THE IMMIGRATION ACTS

 

 

Determined on the papers

Decision & Reasons Promulgated

 

On 23 September 2020

 

 

 

Before

 

UPPER TRIBUNAL JUDGE BLUNDELL

 

 

Between

 

FM (Albania)

(ANONYMITY DIRECTION made)

Appellant

and

 

SECRETARY OF STATE FOR THE HOME DEPARTMENT

Respondent

 

 

DECISION AND REASONS (P)

1.              This appeal was listed before me on 17 September 2020. The day before the hearing, I received a reply from the appellant's representatives, pursuant to rule 25 of the Tribunal Procedure (Upper Tribunal) Rules 2008. Having reviewed the case as a whole in light of that response, I decided that it was not necessary for there to be a hearing. I arranged for the hearing to be vacated. I gave the following reasons for that decision:

"At 0910 on 16 September 2020, the appellant filed and served a reply to the respondent's rule 24 response in this appeal.  Helpfully, that reply draws together the directions and correspondence which followed UTJ Owens' decision to grant the appellant permission to appeal.  It also records that there is agreement between the parties, not only as to the existence of an error of law in the decision of the FtT but also as to the relief which should follow.  It is agreed on both sides that the decision of Judge McTaggart cannot stand and that the proper course is for the appeal to be remitted to be heard afresh before a judge other than Judge McTaggart.  For reasons which will be more fully explained in my written decision, I agree with the parties.  It is in those circumstances that I consider the application at [11] of counsel's reply to be well-made.  It is therein suggested that no useful purpose would be served by a hearing and that the proper and expedient course is for the hearing on 17 September to be vacated.  Given the wholesale agreement between the parties, I agree.  The hearing is therefore vacated and a short decision will be issued in due course, recording the outcome above." 

Background

2.              The appellant is an Albanian national who was born on 10 June 2001. He appeals against a decision which was issue by First-tier Tribunal Judge McTaggart on 27 June 2019, dismissing his appeal against the respondent's refusal of his claim for international protection.

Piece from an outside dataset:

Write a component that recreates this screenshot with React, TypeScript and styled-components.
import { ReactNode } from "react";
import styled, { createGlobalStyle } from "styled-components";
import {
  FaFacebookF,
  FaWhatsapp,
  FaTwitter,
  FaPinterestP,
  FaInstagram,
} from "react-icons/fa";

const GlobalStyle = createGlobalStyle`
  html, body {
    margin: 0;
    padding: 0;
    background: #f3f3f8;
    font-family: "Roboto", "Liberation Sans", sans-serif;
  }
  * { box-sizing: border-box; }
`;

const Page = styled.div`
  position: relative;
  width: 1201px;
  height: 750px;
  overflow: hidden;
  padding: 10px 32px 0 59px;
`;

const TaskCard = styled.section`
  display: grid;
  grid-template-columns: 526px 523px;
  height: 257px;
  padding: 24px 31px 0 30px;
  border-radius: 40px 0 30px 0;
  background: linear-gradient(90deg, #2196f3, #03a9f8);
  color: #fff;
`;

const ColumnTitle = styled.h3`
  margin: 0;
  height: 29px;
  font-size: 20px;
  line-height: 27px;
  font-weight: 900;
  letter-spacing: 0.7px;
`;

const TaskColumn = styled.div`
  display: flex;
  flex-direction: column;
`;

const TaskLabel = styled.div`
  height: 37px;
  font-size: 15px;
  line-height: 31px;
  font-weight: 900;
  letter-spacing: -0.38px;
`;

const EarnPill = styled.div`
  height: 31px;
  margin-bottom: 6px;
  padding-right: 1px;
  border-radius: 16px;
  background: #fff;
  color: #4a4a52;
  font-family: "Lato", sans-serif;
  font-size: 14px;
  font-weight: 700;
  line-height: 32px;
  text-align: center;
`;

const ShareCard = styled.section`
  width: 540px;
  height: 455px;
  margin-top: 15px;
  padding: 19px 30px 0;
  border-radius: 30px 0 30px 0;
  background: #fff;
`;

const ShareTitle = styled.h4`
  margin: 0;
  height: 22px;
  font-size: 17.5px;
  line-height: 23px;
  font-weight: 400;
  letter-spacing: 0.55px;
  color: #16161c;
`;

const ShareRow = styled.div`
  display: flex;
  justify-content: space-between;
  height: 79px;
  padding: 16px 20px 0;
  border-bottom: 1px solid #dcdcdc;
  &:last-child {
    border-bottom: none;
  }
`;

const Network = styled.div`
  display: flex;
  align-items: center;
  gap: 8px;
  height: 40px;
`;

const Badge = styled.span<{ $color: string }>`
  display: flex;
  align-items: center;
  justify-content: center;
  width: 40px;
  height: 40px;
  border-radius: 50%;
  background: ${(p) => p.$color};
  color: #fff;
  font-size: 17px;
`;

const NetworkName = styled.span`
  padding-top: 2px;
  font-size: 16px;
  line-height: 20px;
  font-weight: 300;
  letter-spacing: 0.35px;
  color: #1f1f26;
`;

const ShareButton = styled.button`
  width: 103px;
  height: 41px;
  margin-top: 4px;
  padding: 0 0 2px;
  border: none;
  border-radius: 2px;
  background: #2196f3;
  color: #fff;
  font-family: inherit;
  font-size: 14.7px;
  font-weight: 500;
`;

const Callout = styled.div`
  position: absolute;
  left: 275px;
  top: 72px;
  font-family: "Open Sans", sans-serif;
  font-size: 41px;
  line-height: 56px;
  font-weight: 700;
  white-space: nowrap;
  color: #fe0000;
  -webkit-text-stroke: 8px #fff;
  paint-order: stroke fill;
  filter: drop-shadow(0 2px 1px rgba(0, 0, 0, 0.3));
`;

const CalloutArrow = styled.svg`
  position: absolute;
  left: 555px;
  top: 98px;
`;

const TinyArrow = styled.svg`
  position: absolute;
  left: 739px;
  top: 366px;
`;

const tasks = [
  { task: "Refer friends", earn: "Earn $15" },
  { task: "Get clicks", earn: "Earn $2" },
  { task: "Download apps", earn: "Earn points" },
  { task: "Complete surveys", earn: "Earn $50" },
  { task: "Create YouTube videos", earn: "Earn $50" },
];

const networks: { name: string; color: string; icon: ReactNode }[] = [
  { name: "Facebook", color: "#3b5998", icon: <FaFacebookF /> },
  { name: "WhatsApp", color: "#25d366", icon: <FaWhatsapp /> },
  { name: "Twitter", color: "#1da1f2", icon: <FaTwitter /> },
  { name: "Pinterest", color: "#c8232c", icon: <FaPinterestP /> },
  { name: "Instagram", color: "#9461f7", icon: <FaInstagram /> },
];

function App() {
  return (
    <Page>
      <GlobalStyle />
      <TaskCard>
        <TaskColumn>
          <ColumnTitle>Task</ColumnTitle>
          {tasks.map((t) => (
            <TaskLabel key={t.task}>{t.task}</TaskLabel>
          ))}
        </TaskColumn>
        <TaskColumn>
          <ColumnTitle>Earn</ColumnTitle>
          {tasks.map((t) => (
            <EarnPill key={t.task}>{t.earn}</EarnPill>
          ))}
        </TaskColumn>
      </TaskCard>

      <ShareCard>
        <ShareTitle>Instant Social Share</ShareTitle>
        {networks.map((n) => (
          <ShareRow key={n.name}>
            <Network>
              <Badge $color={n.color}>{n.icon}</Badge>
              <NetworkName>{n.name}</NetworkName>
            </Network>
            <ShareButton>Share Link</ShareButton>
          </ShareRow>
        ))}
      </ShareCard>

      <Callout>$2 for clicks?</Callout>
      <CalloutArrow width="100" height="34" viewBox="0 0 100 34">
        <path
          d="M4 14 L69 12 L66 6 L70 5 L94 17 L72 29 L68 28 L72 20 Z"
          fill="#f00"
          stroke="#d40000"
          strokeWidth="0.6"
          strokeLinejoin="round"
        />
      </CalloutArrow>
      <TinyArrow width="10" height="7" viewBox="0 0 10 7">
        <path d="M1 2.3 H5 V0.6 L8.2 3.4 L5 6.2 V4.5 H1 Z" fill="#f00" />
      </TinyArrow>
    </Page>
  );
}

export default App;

3.              The appellant claimed asylum in November 2016. It was not until 30 April 2019 that his claim was refused. The gap was due, in part, to delays in the consideration of his claim to be a victim of trafficking, which was not conclusively resolved , adversely to the appellant, until 9 August 2018.

4.              The protection claim was based on the appellant's fear of gangs in his local area. These gangs were said to be involved in the drug trade and various other aspects of criminality in the appellant's local area. He said that he had suffered a number of violent incidents at the hands of these individuals and that he had decided to leave the country in 2016 so as to avoid further problems.

5.              The respondent refused the appellant's claim for asylum on credibility grounds. He appealed to the First-tier Tribunal.

The Appeal to the First-tier Tribunal

6.              The appellant was absent and unrepresented before the FtT. The judge was satisfied that he had been given proper notice of the hearing and she 'resolved to proceed onwards in his absence'. She accepted the core of his account but concluded that he could turn to the Albanian authorities for a sufficiency of protection and that he could internally relocate to avoid the gangs in his local area. She therefore dismissed the appeal.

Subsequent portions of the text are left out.